According to the United Nations Environment Programme, buildings account for nearly half of the world’s energy expenditures, 40% of greenhouse gas emissions, 25% of the earth’s potable water, and, in developed countries, over 20% of all solid waste generated (including food waste, yard waste and unrecycled materials). When we look at these statistics, it becomes clear that adopting sustainable design strategies is an essential way to move forward to minimise environmental damage and reduce energy consumption.

Sustainable architecture seeks to construct or renovate buildings using innovative design, renewable materials and energy-efficient technology and in doing so reduce our dependence on traditional energy sources. Sustainable design therefore minimises both the initial environmental cost of building (through reducing material waste and using sustainable products) and the long-term environmental impact of the building (by constructing efficient buildings that use only a fraction of the energy required to power and heat traditional buildings).

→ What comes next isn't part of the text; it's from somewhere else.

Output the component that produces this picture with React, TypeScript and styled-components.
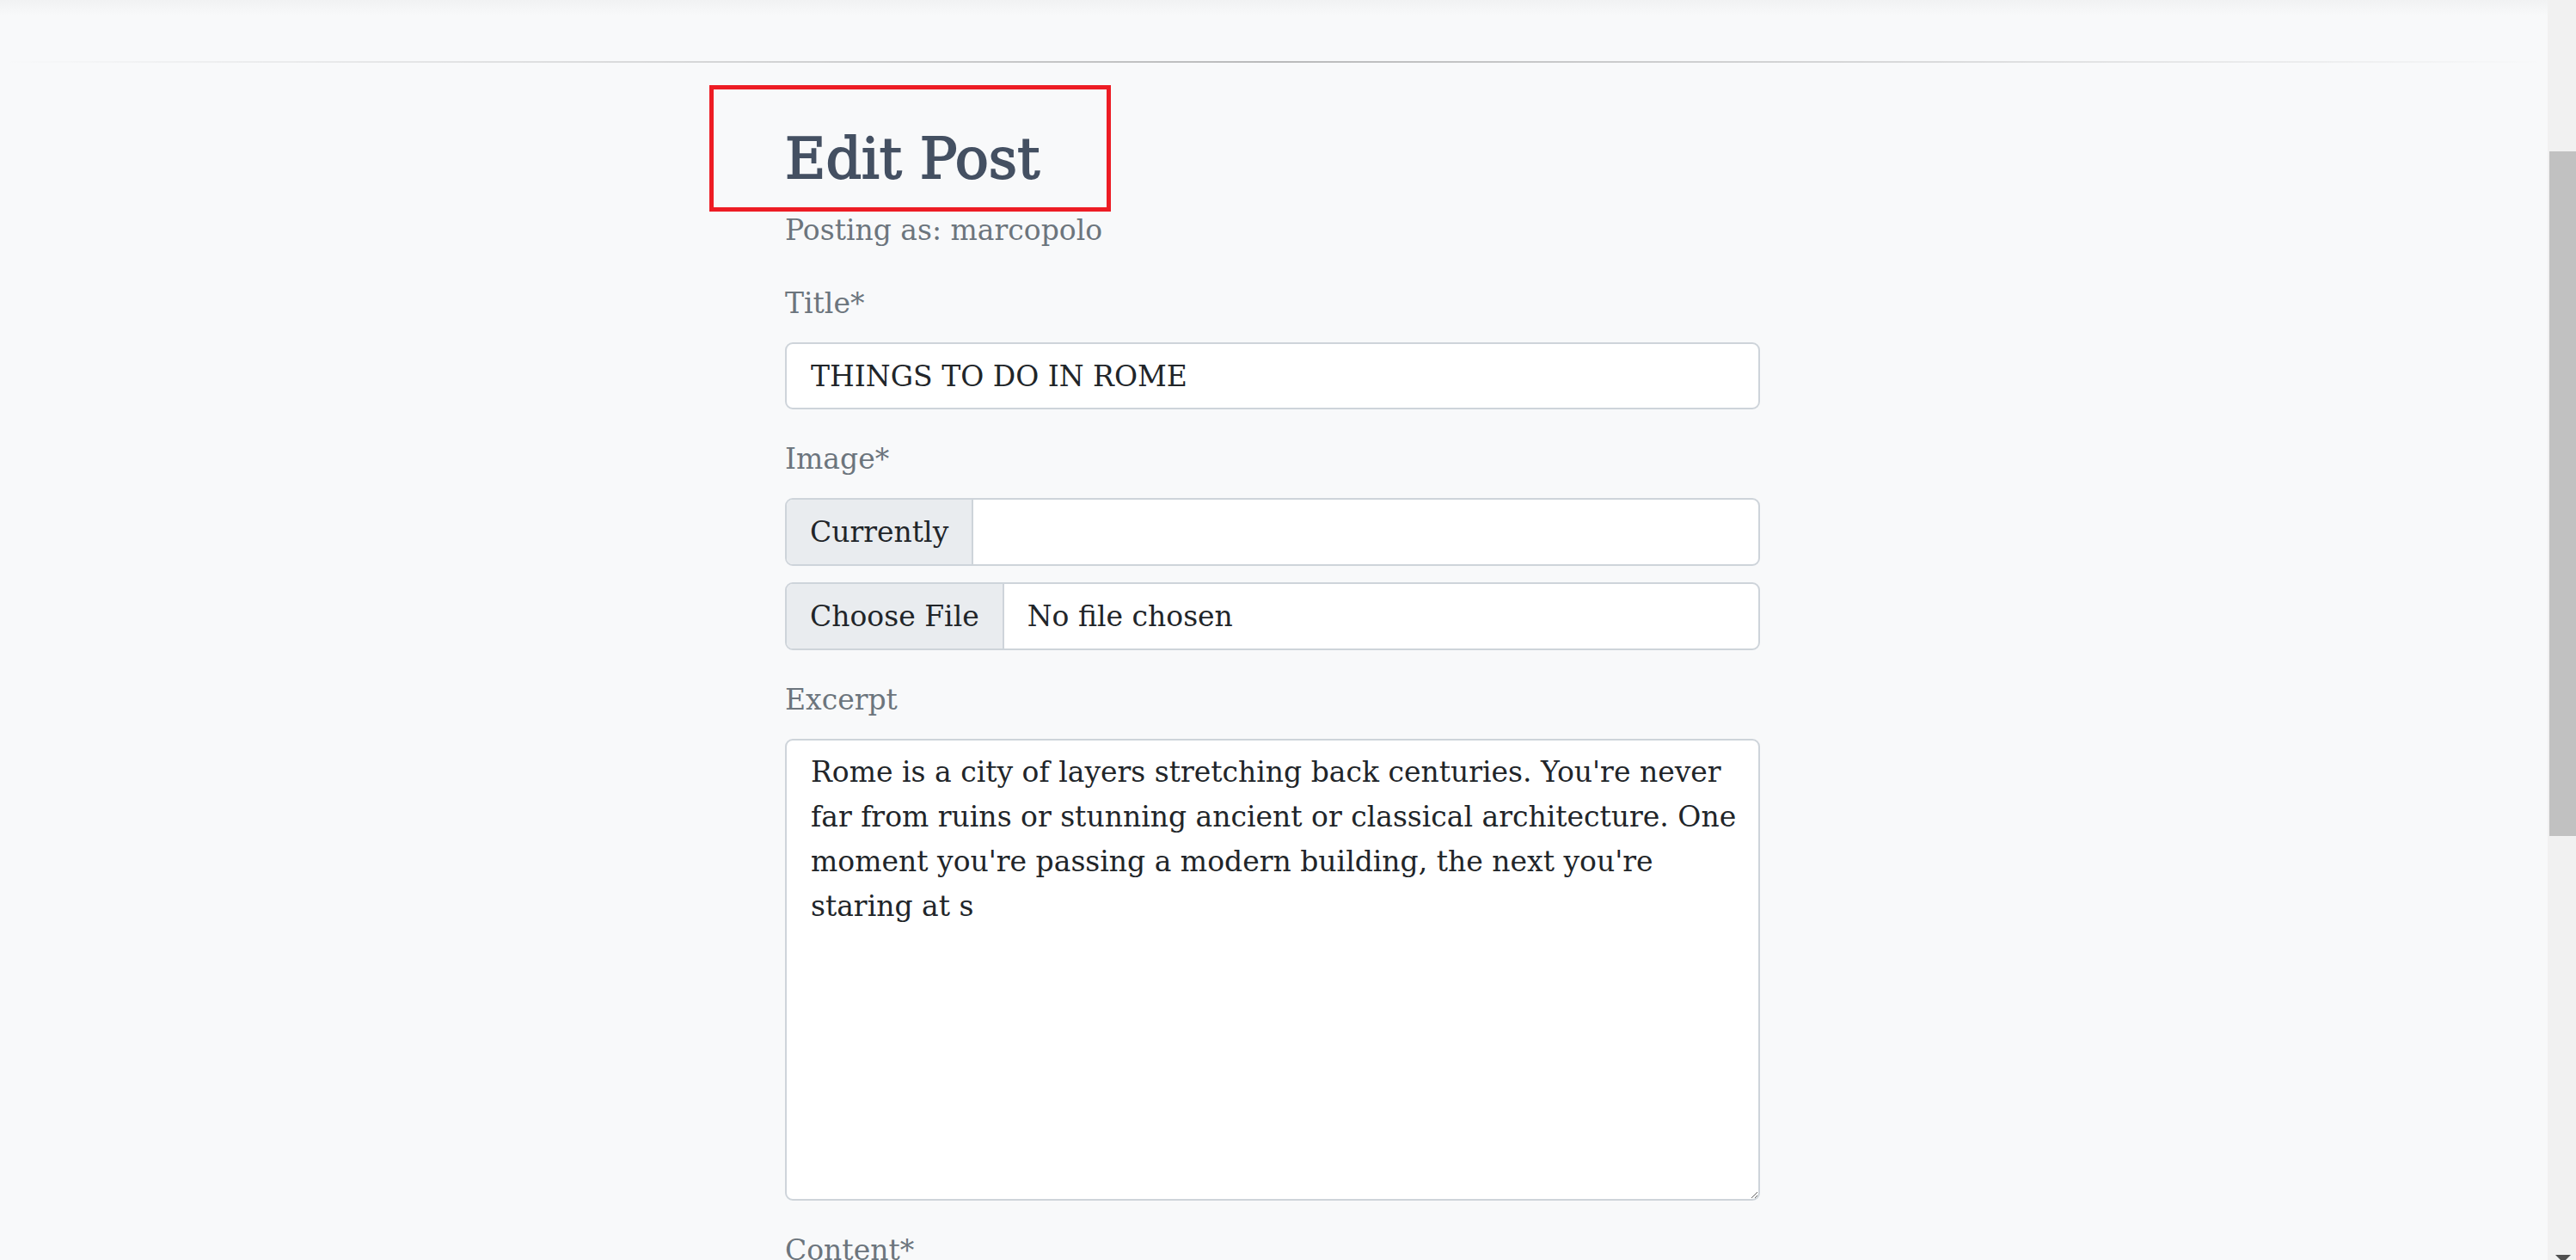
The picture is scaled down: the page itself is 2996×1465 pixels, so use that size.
import React from "react";
import styled, { createGlobalStyle } from "styled-components";

const GlobalStyle = createGlobalStyle`
  html, body {
    margin: 0;
    padding: 0;
    height: 100%;
    overflow: hidden;
    background: #f8f9fa;
  }
  #root {
    height: 100%;
  }
  * {
    box-sizing: border-box;
  }
`;

const Screen = styled.div`
  display: flex;
  height: 100vh;
  font-family: "DejaVu Serif", serif;
`;

const Page = styled.div`
  flex: 1;
  min-width: 0;
  display: flex;
  flex-direction: column;
  background: #f8f9fa;
  overflow: hidden;
`;

const TopShade = styled.div`
  height: 71px;
  flex: none;
  background: linear-gradient(to bottom, #f1f2f3 0px, #f8f9fa 18px, #f8f9fa 100%);
`;

const Divider = styled.div`
  height: 2px;
  flex: none;
  background: linear-gradient(
    to right,
    rgba(0, 0, 0, 0),
    rgba(0, 0, 0, 0.25),
    rgba(0, 0, 0, 0)
  );
`;

const Content = styled.div`
  display: flex;
  justify-content: center;
  padding-right: 3px;
`;

const Main = styled.main`
  width: 1134px;
  padding-top: 72px;
  display: flex;
  flex-direction: column;
`;

const Heading = styled.h1`
  position: relative;
  margin: 0 0 17px 0;
  font-size: 65px;
  line-height: 80px;
  font-weight: 400;
  color: #445062;
  -webkit-text-stroke: 1.8px #445062;
`;

const AnnotationFrame = styled.span`
  position: absolute;
  left: -88px;
  top: -46px;
  width: 467px;
  height: 147px;
  border: 5px solid #ed1c24;
  pointer-events: none;
`;

const Muted = styled.p`
  margin: 0 0 33px 0;
  font-size: 33px;
  line-height: 52px;
  color: #6c757d;
`;

const Field = styled.div<{ $gap?: number }>`
  display: flex;
  flex-direction: column;
  gap: ${(p) => p.$gap ?? 0}px;
  margin-bottom: 32px;
`;

const Label = styled.label<{ $flush?: boolean }>`
  display: block;
  margin-bottom: ${(p) => (p.$flush ? 0 : 19)}px;
  font-size: 33px;
  line-height: 52px;
  color: #6c757d;
`;

const TextInput = styled.input`
  display: block;
  width: 100%;
  height: 78px;
  padding: 0 28px;
  border: 2px solid #ced4da;
  border-radius: 9px;
  background: #ffffff;
  font-family: "DejaVu Serif", serif;
  font-size: 33px;
  color: #212529;
  outline: none;
`;

const InputGroup = styled.div`
  display: flex;
  height: 79px;
  border: 2px solid #ced4da;
  border-radius: 9px;
  background: #ffffff;
  overflow: hidden;
`;

const Addon = styled.span`
  display: flex;
  align-items: center;
  padding: 0 27px;
  background: #e9ecef;
  border-right: 2px solid #ced4da;
  font-size: 33px;
  color: #212529;
  white-space: nowrap;
`;

const GroupBody = styled.span`
  flex: 1;
  display: flex;
  align-items: center;
  padding: 0 27px;
  font-size: 33px;
  color: #212529;
  white-space: nowrap;
`;

const TextArea = styled.textarea`
  display: block;
  width: 100%;
  height: 537px;
  padding: 11px 12px 11px 28px;
  border: 2px solid #ced4da;
  border-radius: 9px;
  background: #ffffff;
  font-family: "DejaVu Serif", serif;
  font-size: 33px;
  line-height: 52px;
  color: #212529;
  outline: none;
  resize: vertical;
`;

const Scrollbar = styled.div`
  width: 33px;
  flex: none;
  display: flex;
  flex-direction: column;
  background: #f1f1f1;
  overflow: hidden;
`;

const Thumb = styled.div`
  margin-top: 176px;
  margin-left: 2px;
  height: 796px;
  background: #c1c1c1;
  flex: none;
`;

const TrackRest = styled.div`
  flex: 1;
`;

const ArrowSlot = styled.div`
  height: 6px;
  flex: none;
  display: flex;
  justify-content: center;
  padding-left: 3px;
  overflow: hidden;
`;

const excerpt =
  "Rome is a city of layers stretching back centuries. You're never far from ruins or stunning ancient or classical architecture. One moment you're passing a modern building, the next you're staring at s";

export default function App() {
  return (
    <>
      <GlobalStyle />
      <Screen>
        <Page>
          <TopShade />
          <Divider />
          <Content>
            <Main>
              <Heading>
                Edit Post
                <AnnotationFrame />
              </Heading>
              <Muted>Posting as: marcopolo</Muted>
              <Field>
                <Label htmlFor="title">Title*</Label>
                <TextInput id="title" defaultValue="THINGS TO DO IN ROME" />
              </Field>
              <Field $gap={19}>
                <Label $flush>Image*</Label>
                <InputGroup>
                  <Addon>Currently</Addon>
                  <GroupBody />
                </InputGroup>
                <InputGroup>
                  <Addon>Choose File</Addon>
                  <GroupBody>No file chosen</GroupBody>
                </InputGroup>
              </Field>
              <Field>
                <Label htmlFor="excerpt">Excerpt</Label>
                <TextArea id="excerpt" defaultValue={excerpt} />
              </Field>
              <Field>
                <Label htmlFor="content">Content*</Label>
              </Field>
            </Main>
          </Content>
        </Page>
        <Scrollbar>
          <Thumb />
          <TrackRest />
          <ArrowSlot>
            <svg width="18" height="9" viewBox="0 0 18 9">
              <path d="M0 0 L18 0 L9 9 Z" fill="#505050" />
            </svg>
          </ArrowSlot>
        </Scrollbar>
      </Screen>
    </>
  );
}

Sustainable design is not limited to new builds, but can be incorporated into existing buildings to increase their energy efficiency. Adding insulation, solar panels, and replacing traditional heating systems with low-energy models are simple, well-known ways to bring any building more in line with principles of green living. Indeed, many government schemes support the installation of these sustainable technologies and make it attractive for homeowners and business owners alike to upgrade to energy-efficient options.

However, the most effective buildings are those that are designed by sustainable architects from the conceptual stage. Innovative green designs can be incorporated into almost every aspect of the construction process, allowing sustainable architects to create a minimal-energy building that utilises the best that green technology has to offer. Ideal sustainable buildings are able to promote the health of their occupants through the use of natural, renewable materials, can source their own water and energy, and operate without polluting the environment.

When we consider the energy used by buildings worldwide, it becomes clear that sustainable architecture and design is of the utmost importance. Green buildings benefit everyone – not just those that live or work within the building, but also their community, the economy, and the planet.